Cytat Napisał radonis Zobacz post
Witam,
czytając Pani bloga, w szczególności fragmenty o szukaniu projektu dla 2+3 czułem się tak jakbym opowiadał własną historię. Też budujemy dom w stylu stodoły, też z wysuniętym garażem bez dachu (zastanawiam się czy umieścić tam taras). W Pani projekcie zastanowiło mnie piętro. Czy pomysł z rezygnacją ze stropu na rzecz wysokiej ściany kolankowej zdaje egzamin. Ja w chwili obecnej mam dwa pełne piętra i poddasze nieużytkowe.
Rozumiem, że materiałem budowlanym była cegła silikatowa ? Czu na dzień dzisiejszy poleciłaby Pani ten materiał ?
Ja zastanawiam się nad gazobetonem, zewsząd jednak słyszę, że lepiej zrezygnować z eksperymentowania i iść w tradycyjny porotherm.
Pomysł z korytarzem i biblioteką, też nas zainspirował ... zjeżdżalnia na schodach ... rewelacja

Pozdrawiam
Radek
Witam w naszych skromnych progach i życzę powodzenia w budowie. Co do materiału, to jesteśmy zadowoleni z silki ale nijak nie umiemy porównać go z innym bo po prostu nie mamy innych doświadczeń. Nasz dom jest bardzo ciepły i wydaje mi się, że dobrze wygłuszony - to chyba efekt zarówno ścian jak i okien.

Co do ścianki kolankowej a raczej jej braku na piętrze to szczerze powiem, że nie wyobrażam sobie innej opcji. Mamy w 100% wykorzystaną powierzchnię i wszystkie pomieszczenia są bardzo ustawne. Poddasze mamy całkiem funkcjonalne - tzn. nie wiedzieliśmy że rura od rekuperacji zajmie nam aż tyle powierzchni i utrudni przechodzenie między jedną a drugą częścią poddasza ale jak na nasze potrzeby wystarcza. Inna sprawa, że trzymamy tam nie tak znowu wiele rzeczy - kempingowe, ozdoby świąteczne, kilka chwilowo niepotrzebnych mebli czy zabawek. A, no i basen ogrodowy wraz z osprzętem - to jest duuuuże, to fakt.

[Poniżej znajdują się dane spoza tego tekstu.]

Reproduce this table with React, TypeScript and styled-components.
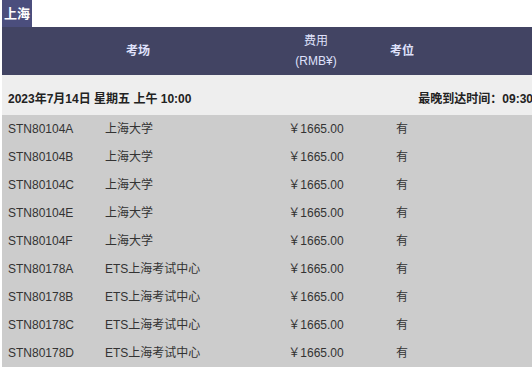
import React from "react";
import styled, { createGlobalStyle } from "styled-components";

const Global = createGlobalStyle`
  html, body { margin: 0; padding: 0; background: #ffffff; overflow: hidden; }
  body { font-family: "Liberation Sans", Arial, "Noto Sans CJK SC", sans-serif; font-size: 12px; color: #333333; }
`;

const Page = styled.div`
  padding-left: 2px;
  width: 560px;
`;

const CityTag = styled.div`
  display: inline-block;
  background: #4b4e7d;
  color: #ffffff;
  font-weight: bold;
  font-size: 13px;
  line-height: 27px;
  height: 27px;
  padding: 0 2px;
  vertical-align: top;
`;

const Cols = "97px 175px 84px 88px 1fr";

const HeaderBar = styled.div`
  display: grid;
  grid-template-columns: ${Cols};
  height: 48px;
  background: #424463;
  color: #dfe1fb;
  align-items: center;
`;

const HeadCell = styled.div<{ $span?: number; $bold?: boolean }>`
  grid-column: span ${(p) => p.$span ?? 1};
  text-align: center;
  font-weight: ${(p) => (p.$bold ? "bold" : "normal")};
  line-height: 20px;
`;

const DateRow = styled.div`
  display: flex;
  justify-content: space-between;
  background: #eeeeee;
  height: 40px;
  box-sizing: border-box;
  padding: 17px 29px 9px 6px;
  line-height: 14px;
  font-weight: bold;
  color: #222222;
`;

const Row = styled.div`
  display: grid;
  grid-template-columns: ${Cols};
  height: 28px;
  background: #cccccc;
  align-items: center;
  line-height: 14px;
`;

const Cell = styled.div<{ $center?: boolean }>`
  padding-left: ${(p) => (p.$center ? "0" : "6px")};
  text-align: ${(p) => (p.$center ? "center" : "left")};
  white-space: nowrap;
`;

const rows = [
  ["STN80104A", "上海大学"],
  ["STN80104B", "上海大学"],
  ["STN80104C", "上海大学"],
  ["STN80104E", "上海大学"],
  ["STN80104F", "上海大学"],
  ["STN80178A", "ETS上海考试中心"],
  ["STN80178B", "ETS上海考试中心"],
  ["STN80178C", "ETS上海考试中心"],
  ["STN80178D", "ETS上海考试中心"],
];

export default function App() {
  return (
    <>
      <Global />
      <Page>
        <CityTag>上海</CityTag>
        <HeaderBar>
          <HeadCell $span={2} $bold>考场</HeadCell>
          <HeadCell>
            费用
            <br />
            (RMB¥)
          </HeadCell>
          <HeadCell $bold>考位</HeadCell>
          <HeadCell />
        </HeaderBar>
        <DateRow>
          <span>2023年7月14日 星期五 上午 10:00</span>
          <span>最晚到达时间：09:30</span>
        </DateRow>
        {rows.map(([code, name]) => (
          <Row key={code}>
            <Cell>{code}</Cell>
            <Cell>{name}</Cell>
            <Cell $center>￥1665.00</Cell>
            <Cell $center>有</Cell>
            <Cell />
          </Row>
        ))}
      </Page>
    </>
  );
}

To na co warto zwrócić uwagę to dostęp do światła słonecznego wszędzie gdzie się da - w naszym pierwotnym projekcie nie było np. okna w pralni albo garderobie a to jednak wielki skarb i oszczędność pieniędzy za energię elektryczną. No i koniecznie - będę powtarzać to do znudzenia - nigdy nie robić płyty fundamentowej z wbudowanym ogrzewaniem podłogowym. U nas to jest największa skucha z której niestety nigdy się nie wygrzebiemy.

Polecam się w przypadku dalszych pytań. Powodzenia!